Given data:

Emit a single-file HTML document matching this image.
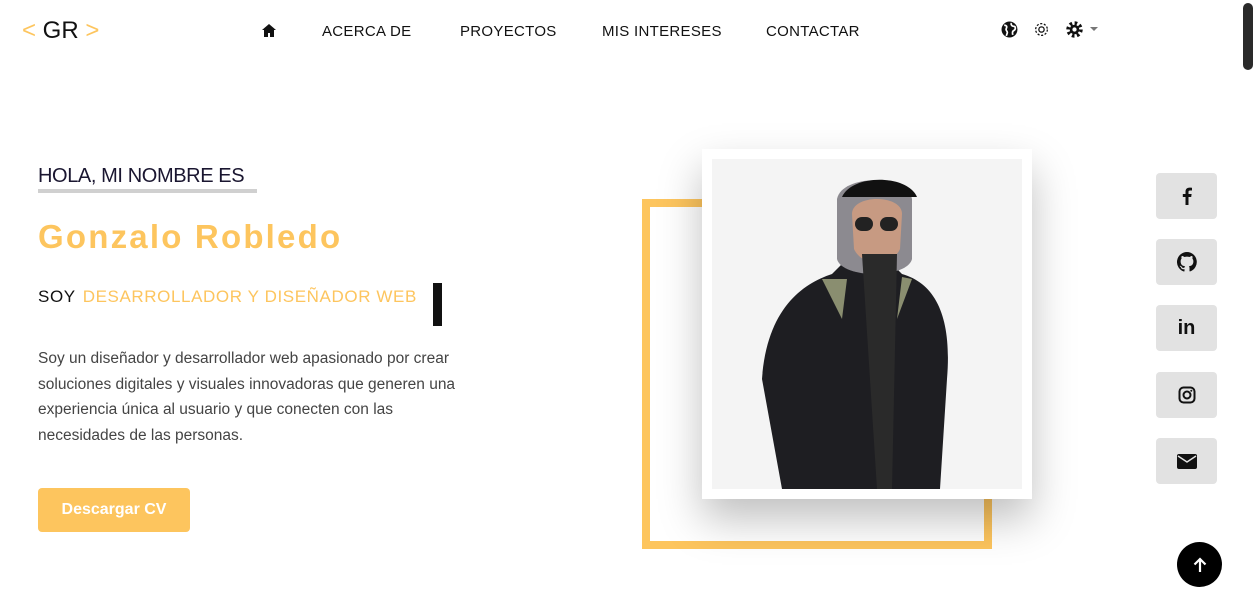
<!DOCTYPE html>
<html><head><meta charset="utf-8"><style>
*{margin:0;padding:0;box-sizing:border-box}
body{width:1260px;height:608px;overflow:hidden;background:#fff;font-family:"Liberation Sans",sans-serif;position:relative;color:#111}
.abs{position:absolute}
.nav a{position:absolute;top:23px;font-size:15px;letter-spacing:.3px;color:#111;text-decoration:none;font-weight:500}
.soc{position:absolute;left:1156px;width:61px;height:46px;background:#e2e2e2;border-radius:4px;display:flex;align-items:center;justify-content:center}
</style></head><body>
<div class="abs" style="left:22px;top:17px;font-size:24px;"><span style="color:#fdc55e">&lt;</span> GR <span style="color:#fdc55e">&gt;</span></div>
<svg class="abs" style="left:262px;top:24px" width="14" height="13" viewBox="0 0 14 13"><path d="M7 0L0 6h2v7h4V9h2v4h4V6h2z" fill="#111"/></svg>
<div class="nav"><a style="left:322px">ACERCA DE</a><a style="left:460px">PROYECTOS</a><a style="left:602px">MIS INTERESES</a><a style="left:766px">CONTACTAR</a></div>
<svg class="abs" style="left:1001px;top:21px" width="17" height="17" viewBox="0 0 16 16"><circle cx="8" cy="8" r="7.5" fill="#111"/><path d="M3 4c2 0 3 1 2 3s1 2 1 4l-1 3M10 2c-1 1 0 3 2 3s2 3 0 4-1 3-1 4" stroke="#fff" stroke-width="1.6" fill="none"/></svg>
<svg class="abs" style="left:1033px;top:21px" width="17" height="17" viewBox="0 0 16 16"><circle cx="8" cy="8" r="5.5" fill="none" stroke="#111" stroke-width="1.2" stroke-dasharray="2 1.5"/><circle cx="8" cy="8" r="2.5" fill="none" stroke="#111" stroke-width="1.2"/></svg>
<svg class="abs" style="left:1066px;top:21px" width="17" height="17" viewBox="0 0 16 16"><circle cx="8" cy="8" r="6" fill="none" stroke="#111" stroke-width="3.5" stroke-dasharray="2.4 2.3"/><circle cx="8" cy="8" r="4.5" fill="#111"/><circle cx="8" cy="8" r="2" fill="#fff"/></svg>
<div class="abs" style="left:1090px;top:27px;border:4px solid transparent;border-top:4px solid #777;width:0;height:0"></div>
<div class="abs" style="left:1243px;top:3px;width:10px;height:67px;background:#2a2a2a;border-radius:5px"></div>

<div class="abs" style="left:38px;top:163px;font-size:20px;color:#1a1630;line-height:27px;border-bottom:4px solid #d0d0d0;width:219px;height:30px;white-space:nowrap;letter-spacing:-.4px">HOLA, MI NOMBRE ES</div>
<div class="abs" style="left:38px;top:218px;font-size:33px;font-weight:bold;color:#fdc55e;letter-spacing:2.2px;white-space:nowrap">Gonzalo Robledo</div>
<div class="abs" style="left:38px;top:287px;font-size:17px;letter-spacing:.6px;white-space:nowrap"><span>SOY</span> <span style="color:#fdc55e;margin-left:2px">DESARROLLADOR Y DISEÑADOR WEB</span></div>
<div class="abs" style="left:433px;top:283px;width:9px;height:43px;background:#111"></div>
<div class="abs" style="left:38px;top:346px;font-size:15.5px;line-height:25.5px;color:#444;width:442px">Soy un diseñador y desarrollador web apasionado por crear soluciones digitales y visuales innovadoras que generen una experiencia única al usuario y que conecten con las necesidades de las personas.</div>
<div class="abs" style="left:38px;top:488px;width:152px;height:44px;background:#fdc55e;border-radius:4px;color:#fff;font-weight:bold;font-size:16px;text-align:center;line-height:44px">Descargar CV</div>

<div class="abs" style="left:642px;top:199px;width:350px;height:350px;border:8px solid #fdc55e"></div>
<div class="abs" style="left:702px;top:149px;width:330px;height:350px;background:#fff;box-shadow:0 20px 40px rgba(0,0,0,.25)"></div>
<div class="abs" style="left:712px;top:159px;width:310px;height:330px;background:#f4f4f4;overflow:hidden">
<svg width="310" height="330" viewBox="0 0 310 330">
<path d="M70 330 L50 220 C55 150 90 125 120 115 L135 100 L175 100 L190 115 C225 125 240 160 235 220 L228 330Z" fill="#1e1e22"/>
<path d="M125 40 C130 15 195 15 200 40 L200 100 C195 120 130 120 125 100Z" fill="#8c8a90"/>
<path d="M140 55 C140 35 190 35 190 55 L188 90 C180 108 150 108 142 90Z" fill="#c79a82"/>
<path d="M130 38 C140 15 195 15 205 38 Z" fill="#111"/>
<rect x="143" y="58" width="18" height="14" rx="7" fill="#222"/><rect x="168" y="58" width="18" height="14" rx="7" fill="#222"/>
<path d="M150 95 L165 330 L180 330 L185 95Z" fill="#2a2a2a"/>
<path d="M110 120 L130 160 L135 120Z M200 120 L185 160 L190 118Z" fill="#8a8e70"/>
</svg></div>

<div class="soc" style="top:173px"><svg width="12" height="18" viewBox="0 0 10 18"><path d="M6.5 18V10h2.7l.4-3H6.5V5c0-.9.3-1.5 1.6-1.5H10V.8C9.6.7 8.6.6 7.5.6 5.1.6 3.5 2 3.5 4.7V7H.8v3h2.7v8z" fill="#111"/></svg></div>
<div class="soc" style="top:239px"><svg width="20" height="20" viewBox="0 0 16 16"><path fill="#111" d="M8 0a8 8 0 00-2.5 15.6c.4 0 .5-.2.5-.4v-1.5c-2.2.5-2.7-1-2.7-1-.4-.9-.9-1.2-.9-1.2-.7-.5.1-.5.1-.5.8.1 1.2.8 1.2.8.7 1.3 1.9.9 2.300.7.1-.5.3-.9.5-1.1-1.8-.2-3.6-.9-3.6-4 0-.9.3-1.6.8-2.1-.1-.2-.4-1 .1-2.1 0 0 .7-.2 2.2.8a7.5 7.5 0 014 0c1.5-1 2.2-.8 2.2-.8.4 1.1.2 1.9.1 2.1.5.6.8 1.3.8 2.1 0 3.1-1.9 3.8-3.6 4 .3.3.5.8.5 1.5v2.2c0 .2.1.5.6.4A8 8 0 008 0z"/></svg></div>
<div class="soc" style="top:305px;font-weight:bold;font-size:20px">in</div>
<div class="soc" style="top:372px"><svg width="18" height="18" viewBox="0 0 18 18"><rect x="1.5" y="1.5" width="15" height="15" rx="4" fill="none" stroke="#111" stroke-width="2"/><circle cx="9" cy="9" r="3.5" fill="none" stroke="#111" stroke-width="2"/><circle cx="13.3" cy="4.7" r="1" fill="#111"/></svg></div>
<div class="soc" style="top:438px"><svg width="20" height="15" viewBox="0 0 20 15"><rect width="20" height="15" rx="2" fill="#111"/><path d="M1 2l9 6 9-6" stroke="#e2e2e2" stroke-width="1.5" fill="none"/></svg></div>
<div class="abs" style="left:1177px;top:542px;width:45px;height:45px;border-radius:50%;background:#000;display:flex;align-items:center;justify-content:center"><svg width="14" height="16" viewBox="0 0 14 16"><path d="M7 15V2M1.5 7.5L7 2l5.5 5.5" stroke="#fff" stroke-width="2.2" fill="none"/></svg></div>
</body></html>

Required work: Copy out all the data without changing anything, and drop the pictures.

The response:
Emit a single-file HTML document matching this image.
<!DOCTYPE html>
<html><head><meta charset="utf-8"><style>
*{margin:0;padding:0;box-sizing:border-box}
body{width:1260px;height:608px;overflow:hidden;background:#fff;font-family:"Liberation Sans",sans-serif;position:relative;color:#111}
.abs{position:absolute}
.nav a{position:absolute;top:23px;font-size:15px;letter-spacing:.3px;color:#111;text-decoration:none;font-weight:500}
.soc{position:absolute;left:1156px;width:61px;height:46px;background:#e2e2e2;border-radius:4px;display:flex;align-items:center;justify-content:center}
</style></head><body>
<div class="abs" style="left:22px;top:17px;font-size:24px;"><span style="color:#fdc55e">&lt;</span> GR <span style="color:#fdc55e">&gt;</span></div>
<svg class="abs" style="left:262px;top:24px" width="14" height="13" viewBox="0 0 14 13"><path d="M7 0L0 6h2v7h4V9h2v4h4V6h2z" fill="#111"/></svg>
<div class="nav"><a style="left:322px">ACERCA DE</a><a style="left:460px">PROYECTOS</a><a style="left:602px">MIS INTERESES</a><a style="left:766px">CONTACTAR</a></div>
<svg class="abs" style="left:1001px;top:21px" width="17" height="17" viewBox="0 0 16 16"><circle cx="8" cy="8" r="7.5" fill="#111"/><path d="M3 4c2 0 3 1 2 3s1 2 1 4l-1 3M10 2c-1 1 0 3 2 3s2 3 0 4-1 3-1 4" stroke="#fff" stroke-width="1.6" fill="none"/></svg>
<svg class="abs" style="left:1033px;top:21px" width="17" height="17" viewBox="0 0 16 16"><circle cx="8" cy="8" r="5.5" fill="none" stroke="#111" stroke-width="1.2" stroke-dasharray="2 1.5"/><circle cx="8" cy="8" r="2.5" fill="none" stroke="#111" stroke-width="1.2"/></svg>
<svg class="abs" style="left:1066px;top:21px" width="17" height="17" viewBox="0 0 16 16"><circle cx="8" cy="8" r="6" fill="none" stroke="#111" stroke-width="3.5" stroke-dasharray="2.4 2.3"/><circle cx="8" cy="8" r="4.5" fill="#111"/><circle cx="8" cy="8" r="2" fill="#fff"/></svg>
<div class="abs" style="left:1090px;top:27px;border:4px solid transparent;border-top:4px solid #777;width:0;height:0"></div>
<div class="abs" style="left:1243px;top:3px;width:10px;height:67px;background:#2a2a2a;border-radius:5px"></div>

<div class="abs" style="left:38px;top:163px;font-size:20px;color:#1a1630;line-height:27px;border-bottom:4px solid #d0d0d0;width:219px;height:30px;white-space:nowrap;letter-spacing:-.4px">HOLA, MI NOMBRE ES</div>
<div class="abs" style="left:38px;top:218px;font-size:33px;font-weight:bold;color:#fdc55e;letter-spacing:2.2px;white-space:nowrap">Gonzalo Robledo</div>
<div class="abs" style="left:38px;top:287px;font-size:17px;letter-spacing:.6px;white-space:nowrap"><span>SOY</span> <span style="color:#fdc55e;margin-left:2px">DESARROLLADOR Y DISEÑADOR WEB</span></div>
<div class="abs" style="left:433px;top:283px;width:9px;height:43px;background:#111"></div>
<div class="abs" style="left:38px;top:346px;font-size:15.5px;line-height:25.5px;color:#444;width:442px">Soy un diseñador y desarrollador web apasionado por crear soluciones digitales y visuales innovadoras que generen una experiencia única al usuario y que conecten con las necesidades de las personas.</div>
<div class="abs" style="left:38px;top:488px;width:152px;height:44px;background:#fdc55e;border-radius:4px;color:#fff;font-weight:bold;font-size:16px;text-align:center;line-height:44px">Descargar CV</div>

<div class="abs" style="left:642px;top:199px;width:350px;height:350px;border:8px solid #fdc55e"></div>
<div class="abs" style="left:702px;top:149px;width:330px;height:350px;background:#fff;box-shadow:0 20px 40px rgba(0,0,0,.25)"></div>
<div class="abs" style="left:712px;top:159px;width:310px;height:330px;background:#f4f4f4;overflow:hidden">
<svg width="310" height="330" viewBox="0 0 310 330">
<path d="M70 330 L50 220 C55 150 90 125 120 115 L135 100 L175 100 L190 115 C225 125 240 160 235 220 L228 330Z" fill="#1e1e22"/>
<path d="M125 40 C130 15 195 15 200 40 L200 100 C195 120 130 120 125 100Z" fill="#8c8a90"/>
<path d="M140 55 C140 35 190 35 190 55 L188 90 C180 108 150 108 142 90Z" fill="#c79a82"/>
<path d="M130 38 C140 15 195 15 205 38 Z" fill="#111"/>
<rect x="143" y="58" width="18" height="14" rx="7" fill="#222"/><rect x="168" y="58" width="18" height="14" rx="7" fill="#222"/>
<path d="M150 95 L165 330 L180 330 L185 95Z" fill="#2a2a2a"/>
<path d="M110 120 L130 160 L135 120Z M200 120 L185 160 L190 118Z" fill="#8a8e70"/>
</svg></div>

<div class="soc" style="top:173px"><svg width="12" height="18" viewBox="0 0 10 18"><path d="M6.5 18V10h2.7l.4-3H6.5V5c0-.9.3-1.5 1.6-1.5H10V.8C9.6.7 8.6.6 7.5.6 5.1.6 3.5 2 3.5 4.7V7H.8v3h2.7v8z" fill="#111"/></svg></div>
<div class="soc" style="top:239px"><svg width="20" height="20" viewBox="0 0 16 16"><path fill="#111" d="M8 0a8 8 0 00-2.5 15.6c.4 0 .5-.2.5-.4v-1.5c-2.2.5-2.7-1-2.7-1-.4-.9-.9-1.2-.9-1.2-.7-.5.1-.5.1-.5.8.1 1.2.8 1.2.8.7 1.3 1.9.9 2.300.7.1-.5.3-.9.5-1.1-1.8-.2-3.6-.9-3.6-4 0-.9.3-1.6.8-2.1-.1-.2-.4-1 .1-2.1 0 0 .7-.2 2.2.8a7.5 7.5 0 014 0c1.5-1 2.2-.8 2.2-.8.4 1.1.2 1.9.1 2.1.5.6.8 1.3.8 2.1 0 3.1-1.9 3.8-3.6 4 .3.3.5.8.5 1.5v2.2c0 .2.1.5.6.4A8 8 0 008 0z"/></svg></div>
<div class="soc" style="top:305px;font-weight:bold;font-size:20px">in</div>
<div class="soc" style="top:372px"><svg width="18" height="18" viewBox="0 0 18 18"><rect x="1.5" y="1.5" width="15" height="15" rx="4" fill="none" stroke="#111" stroke-width="2"/><circle cx="9" cy="9" r="3.5" fill="none" stroke="#111" stroke-width="2"/><circle cx="13.3" cy="4.7" r="1" fill="#111"/></svg></div>
<div class="soc" style="top:438px"><svg width="20" height="15" viewBox="0 0 20 15"><rect width="20" height="15" rx="2" fill="#111"/><path d="M1 2l9 6 9-6" stroke="#e2e2e2" stroke-width="1.5" fill="none"/></svg></div>
<div class="abs" style="left:1177px;top:542px;width:45px;height:45px;border-radius:50%;background:#000;display:flex;align-items:center;justify-content:center"><svg width="14" height="16" viewBox="0 0 14 16"><path d="M7 15V2M1.5 7.5L7 2l5.5 5.5" stroke="#fff" stroke-width="2.2" fill="none"/></svg></div>
</body></html>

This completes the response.